I love that through books like Crazy Love and Radical, the "typical American Christian" view is changing and being challenged. I really love that. What I don't love, is how now each "rebel against the culture" book is the new fad and suddenly being more spiritual goes along with jumping on all these bandwagons. To me, it's teetering on the edge of works-based righteousness, and isn't that what we try so hard to avoid?


(The first 18 verses of Matthew 6 speak to this topic)

9 comments:

Sarah said...

LOVE the truth in this post. It's been on my mind lately as well, but you took it a step further and really made me think. Thank you!

leah said...

ditto my sister! her & i were JUST talking about this last week! thanks for bringing it to light and continuing to make me think & evaluate.

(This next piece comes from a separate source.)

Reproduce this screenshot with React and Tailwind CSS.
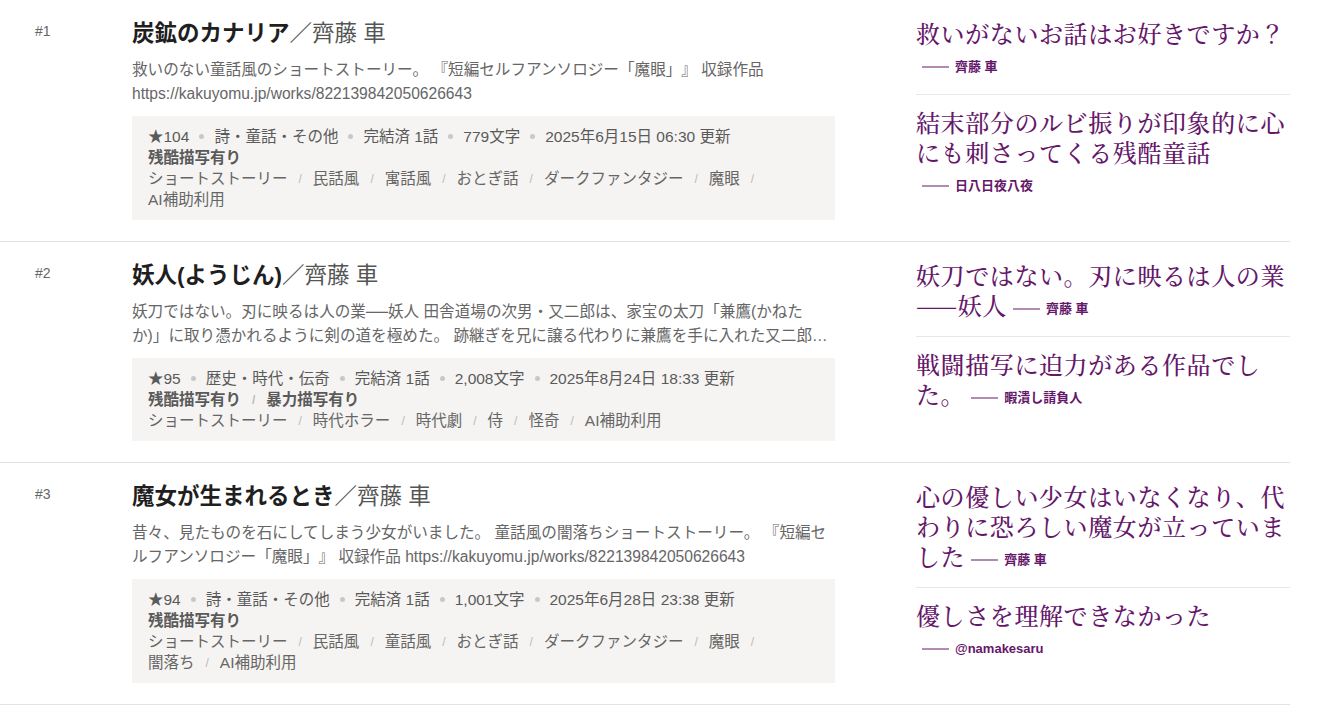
const works = [
  {
    rank: 1,
    title: "炭鉱のカナリア",
    author: "齊藤 車",
    desc: "救いのない童話風のショートストーリー。 『短編セルフアンソロジー「魔眼」』 収録作品 https://kakuyomu.jp/works/822139842050626643",
    meta: ["★104", "詩・童話・その他", "完結済 1話", "779文字", "2025年6月15日 06:30 更新"],
    warnings: ["残酷描写有り"],
    tags: ["ショートストーリー", "民話風", "寓話風", "おとぎ話", "ダークファンタジー", "魔眼", "AI補助利用"],
    reviews: [
      { text: "救いがないお話はお好きですか？", by: "齊藤 車" },
      { text: "結末部分のルビ振りが印象的に心にも刺さってくる残酷童話", by: "日八日夜八夜" },
    ],
  },
  {
    rank: 2,
    title: "妖人(ようじん)",
    author: "齊藤 車",
    desc: "妖刀ではない。刃に映るは人の業──妖人 田舎道場の次男・又二郎は、家宝の太刀「兼鷹(かねたか)」に取り憑かれるように剣の道を極めた。 跡継ぎを兄に譲る代わりに兼鷹を手に入れた又二郎は、やがて人斬りとして恐れられるようになる。",
    meta: ["★95", "歴史・時代・伝奇", "完結済 1話", "2,008文字", "2025年8月24日 18:33 更新"],
    warnings: ["残酷描写有り", "暴力描写有り"],
    tags: ["ショートストーリー", "時代ホラー", "時代劇", "侍", "怪奇", "AI補助利用"],
    reviews: [
      { text: "妖刀ではない。刃に映るは人の業——妖人", by: "齊藤 車" },
      { text: "戦闘描写に迫力がある作品でした。", by: "暇潰し請負人" },
    ],
  },
  {
    rank: 3,
    title: "魔女が生まれるとき",
    author: "齊藤 車",
    desc: "昔々、見たものを石にしてしまう少女がいました。 童話風の闇落ちショートストーリー。 『短編セルフアンソロジー「魔眼」』 収録作品 https://kakuyomu.jp/works/822139842050626643",
    meta: ["★94", "詩・童話・その他", "完結済 1話", "1,001文字", "2025年6月28日 23:38 更新"],
    warnings: ["残酷描写有り"],
    tags: ["ショートストーリー", "民話風", "童話風", "おとぎ話", "ダークファンタジー", "魔眼", "闇落ち", "AI補助利用"],
    reviews: [
      { text: "心の優しい少女はいなくなり、代わりに恐ろしい魔女が立っていました", by: "齊藤 車" },
      { text: "優しさを理解できなかった", by: "@namakesaru" },
    ],
  },
];

function Slash() {
  return <span className="mx-[11px] text-[12px] leading-none text-[#bbbbbb]">/</span>;
}

function Review({ text, by, first }) {
  return (
    <div className={first ? "pb-[16px]" : "pt-[12px] pb-[14px]"}>
      <p className="font-['Noto_Serif_CJK_JP','Liberation_Serif','Noto_Sans_CJK_JP',serif] text-[24px] font-medium leading-[30px] tracking-[0.6px] text-[#65176a]">
        {text}
        <span className="ml-[6px] inline-flex items-center gap-[6px] align-middle tracking-normal">
          <span className="inline-block h-[2px] w-[27px] bg-[#65176a]/50" />
          <span className="font-['Liberation_Sans','Noto_Sans_CJK_JP',sans-serif] text-[13px] font-bold leading-[20px]">
            {by}
          </span>
        </span>
      </p>
    </div>
  );
}

function WorkRow({ work }) {
  return (
    <div className="flex border-b border-[#e3e3e3] pt-5 pb-[21px]">
      {/* rank */}
      <div className="w-[132px] shrink-0 pl-[35px] pt-[1px] text-[14px] leading-[20px] text-[#666]">
        #{work.rank}
      </div>

      {/* main */}
      <div className="w-[703px] shrink-0">
        <h2 className="text-[22.5px] leading-[28px]">
          <span className="font-bold text-[#1f1f1f]">{work.title}</span>
          <span className="text-[#555]">／{work.author}</span>
        </h2>
        <p className="mt-[10px] line-clamp-2 break-words text-[15.6px] leading-[24px] text-[#666]">
          {work.desc}
        </p>

        <div className="mt-[10px] bg-[#f5f4f2] px-4 py-[10px] text-[15.5px] leading-[21px] text-[#5a5a5a]">
          <div className="flex h-[21px] flex-wrap items-center">
            {work.meta.map((m, i) => (
              <span key={m} className="flex items-center">
                {i > 0 && <span className="mx-[10px] inline-block h-[5px] w-[5px] rounded-full bg-[#c8c8c8]" />}
                {m}
              </span>
            ))}
          </div>
          <div className="flex flex-wrap items-center font-bold">
            {work.warnings.map((w, i) => (
              <span key={w} className="flex h-[21px] items-center">
                {i > 0 && <Slash />}
                {w}
              </span>
            ))}
          </div>
          <div className="flex flex-wrap text-[#666]">
            {work.tags.map((t, i) => (
              <span key={t} className="flex h-[21px] items-center">
                {t}
                {i < work.tags.length - 1 && <Slash />}
              </span>
            ))}
          </div>
        </div>
      </div>

      {/* reviews */}
      <div className="-mt-[2px] ml-[81px] w-[374px] shrink-0 divide-y divide-[#e8e8e8]">
        {work.reviews.map((r, i) => (
          <Review key={i} {...r} first={i === 0} />
        ))}
      </div>
    </div>
  );
}

export default function App() {
  return (
    <div className="min-h-screen bg-white font-['Liberation_Sans','Noto_Sans_CJK_JP',sans-serif] [text-spacing-trim:space-all]">
      <div className="w-[1290px]">
        {works.map((w) => (
          <WorkRow key={w.rank} work={w} />
        ))}
      </div>
    </div>
  );
}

love the healthy balance you mentioned. it IS awesome that God is changing our generation with some of these thoughts & ideas...BUT satan is always going to disort God's work and plant pride & impure motives in hearts like MINE.

love you friend!

L, Ann and boys said...

hmmmmm...I have to say amen sister to this post with respect to anyone attempting a more disciplined approach to life in faith-in faith being the key phrase. I love it that the Bible says (somewhere =) whatever you do, just be joyful about it. and in another place, if you are fasting, don't do it for a big show...it's about you and God not racking up points of holiness. Great post.

And...the fact that you were checking in on the purchase before buying made me assume the best on your shopping choices-just as a side note. ;)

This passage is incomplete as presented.